Druid is the better fit when the primary requirement is guaranteed sub-second query latency on high-cardinality event streams under heavy concurrent dashboard load, and when that data has a strong time dimension that maps naturally to Druid's segment granularity model. Pre-aggregation rollup is a first-class feature, not an afterthought. If the engineering trade-off of losing raw event granularity is acceptable in exchange for predictable latency at scale, Druid's architecture is designed exactly for that contract. Organizations running large-scale user-facing analytics products - ad tech dashboards, product telemetry panels, SaaS usage metrics - frequently land here.

ClickHouse is the better choice when query flexibility matters as much as query speed. It handles both batch and streaming workloads without requiring you to decide upfront which aggregations you will need. The SQL dialect is broad enough to support analyst exploration, BI tool integration, and complex multi-step analytical pipelines without workarounds. Operationally, the lower component count translates to faster time-to-production and a smaller team capable of running it reliably. For engineering teams that want an OLAP engine with the power of full SQL, the ability to query raw data at any granularity, and a deployment model that does not require dedicated infrastructure expertise, ClickHouse is the more practical starting point.
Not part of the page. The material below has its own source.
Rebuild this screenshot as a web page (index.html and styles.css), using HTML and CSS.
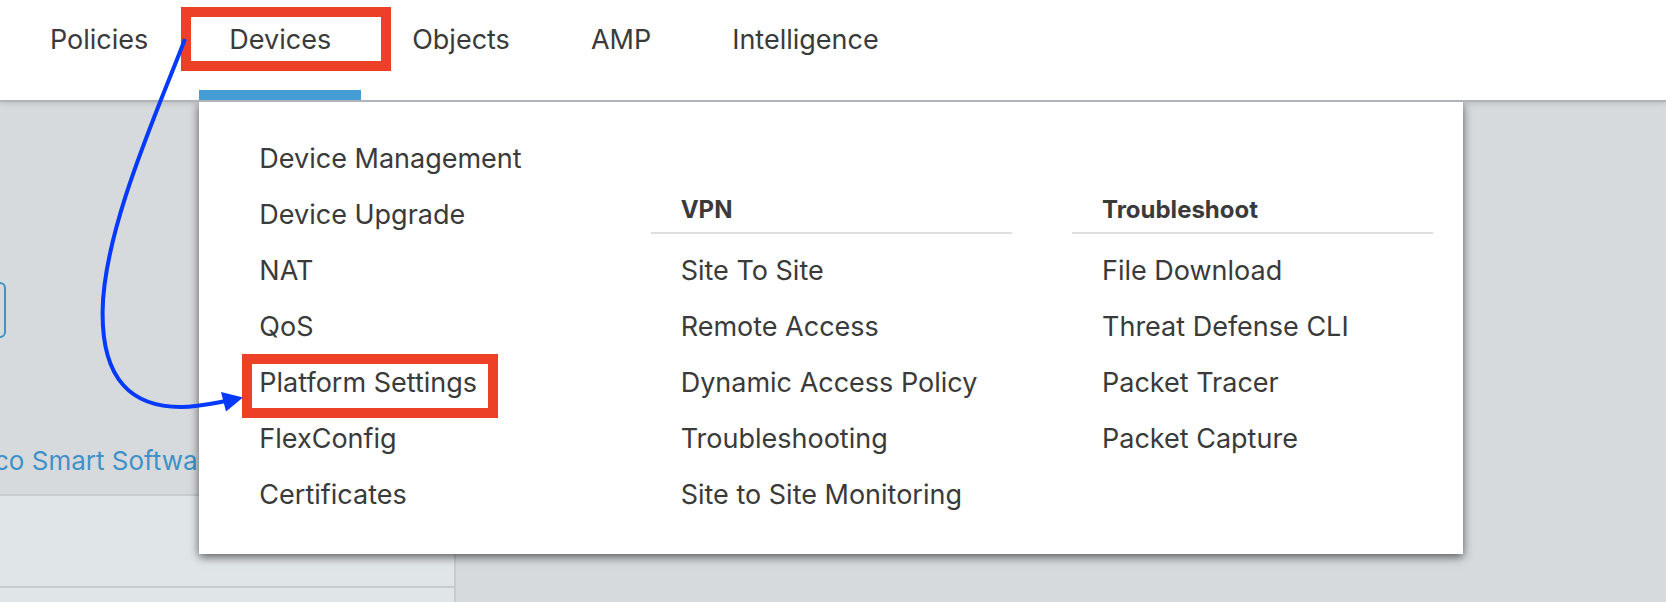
FILE: index.html
```html
<!DOCTYPE html>
<html lang="en">
<head>
<meta charset="utf-8">
<title>Devices</title>
<link rel="stylesheet" href="styles.css">
</head>
<body>
<header class="header">
  <nav class="nav" aria-label="Main">
    <ul class="nav-list">
      <li class="nav-item"><a class="nav-link" href="#">Policies</a></li>
      <li class="nav-item">
        <a class="nav-link nav-link-active" href="#">Devices<span class="mark mark-nav"></span></a>
        <div class="menu">
          <ul class="menu-list">
            <li><a class="menu-link" href="#">Device Management</a></li>
            <li><a class="menu-link" href="#">Device Upgrade</a></li>
            <li><a class="menu-link" href="#">NAT</a></li>
            <li><a class="menu-link" href="#">QoS</a></li>
            <li><a class="menu-link" href="#">Platform Settings<span class="mark mark-menu"></span></a></li>
            <li><a class="menu-link" href="#">FlexConfig</a></li>
            <li><a class="menu-link" href="#">Certificates</a></li>
          </ul>
          <section class="menu-group">
            <h2 class="menu-title">VPN</h2>
            <ul class="menu-list">
              <li><a class="menu-link" href="#">Site To Site</a></li>
              <li><a class="menu-link" href="#">Remote Access</a></li>
              <li><a class="menu-link" href="#">Dynamic Access Policy</a></li>
              <li><a class="menu-link" href="#">Troubleshooting</a></li>
              <li><a class="menu-link" href="#">Site to Site Monitoring</a></li>
            </ul>
          </section>
          <section class="menu-group">
            <h2 class="menu-title">Troubleshoot</h2>
            <ul class="menu-list">
              <li><a class="menu-link" href="#">File Download</a></li>
              <li><a class="menu-link" href="#">Threat Defense CLI</a></li>
              <li><a class="menu-link" href="#">Packet Tracer</a></li>
              <li><a class="menu-link" href="#">Packet Capture</a></li>
            </ul>
          </section>
        </div>
      </li>
      <li class="nav-item"><a class="nav-link" href="#">Objects</a></li>
      <li class="nav-item"><a class="nav-link" href="#">AMP</a></li>
      <li class="nav-item"><a class="nav-link" href="#">Intelligence</a></li>
    </ul>
  </nav>
</header>
<main class="page">
  <button class="action" type="button" aria-label="Action"></button>
  <a class="page-link" href="#">co Smart Software</a>
  <div class="panel">
    <div class="panel-row"></div>
  </div>
</main>
<svg class="arrow" width="260" height="430" viewBox="0 0 260 430" aria-hidden="true">
  <path d="M185 39C160 105 103 230 102.600 312C102 380 132 407 181 407C197 407 210 404 226 401" fill="none" stroke="#0539fb" stroke-width="4"/>
  <path d="M221 392L243 397.500L226 411.500Z" fill="#0539fb"/>
</svg>
</body>
</html>
```
FILE: styles.css
```css
* {
  box-sizing: border-box;
}

body {
  margin: 0;
  min-height: 100vh;
  display: flex;
  flex-direction: column;
  position: relative;
  background: #d6dadd;
  color: #3a3a3b;
  font-family: Inter, "Liberation Sans", sans-serif;
  font-size: 27px;
  line-height: 36px;
}

ul {
  list-style: none;
  margin: 0;
  padding: 0;
}

a {
  color: inherit;
  text-decoration: none;
}

.header {
  position: relative;
  z-index: 1;
  background: #fff;
  border-bottom: 2px solid #b0b4b8;
  box-shadow: 0 1px 6px rgba(0, 0, 0, 0.15);
}

.nav {
  padding-left: 20px;
}

.nav-list {
  display: flex;
  gap: 21px;
}

.nav-item {
  position: relative;
}

.nav-link {
  display: block;
  position: relative;
  height: 100px;
  padding: 22px 30px 0;
}

.nav-link-active {
  border-bottom: 10px solid #459dd3;
}

.menu {
  position: absolute;
  top: 102px;
  left: 0;
  width: calc(100vw - 402px);
  padding: 29px 30px 31px;
  display: grid;
  grid-template-columns: repeat(3, 1fr);
  column-gap: 60px;
  background: #fff;
  box-shadow: 0 3px 9px rgba(0, 0, 0, 0.6);
  clip-path: inset(0 -20px -20px -20px);
}

.menu-group {
  padding-top: 54px;
}

.menu-title {
  margin: 0 0 9px;
  padding: 7px 30px 4px;
  border-bottom: 2px solid #dfdfdf;
  font-size: 24px;
  font-weight: 700;
  line-height: 36px;
}

.menu-link {
  display: block;
  position: relative;
  width: fit-content;
  margin-left: 30px;
  line-height: 56px;
  white-space: nowrap;
}

.mark {
  position: absolute;
  border: 10px solid #ec4126;
}

.mark-nav {
  top: 7px;
  left: -18px;
  right: -30px;
  height: 64px;
}

.mark-menu {
  top: -1px;
  left: -17px;
  right: -21px;
  height: 64px;
}

.page {
  flex: 1;
  display: flex;
  flex-direction: column;
  align-items: flex-start;
  overflow: hidden;
}

.action {
  width: 60px;
  height: 56px;
  margin: 180px 0 0 -54px;
  background: transparent;
  border: 2px solid #3f92c6;
  border-radius: 6px;
}

.page-link {
  margin: 105px 0 15px -6px;
  color: #3f92c6;
  font-size: 26px;
}

.panel {
  flex: 1;
  width: 456px;
  border-top: 2px solid #c7cccf;
  border-right: 2px solid #c7cccf;
  background: #e0e5e8;
}

.panel-row {
  height: 92px;
  border-bottom: 2px solid #c7cccf;
}

.arrow {
  position: absolute;
  top: 0;
  left: 0;
  z-index: 2;
  pointer-events: none;
}
```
Neither is a universal winner. Druid earns its operational complexity when the workload truly justifies it. ClickHouse earns its place when flexibility and operational simplicity are the binding constraints. The question to answer first is not "which is faster" but "what query patterns am I committed to serving and what raw event fidelity do I need to retain" - answering those two questions honestly makes the choice obvious.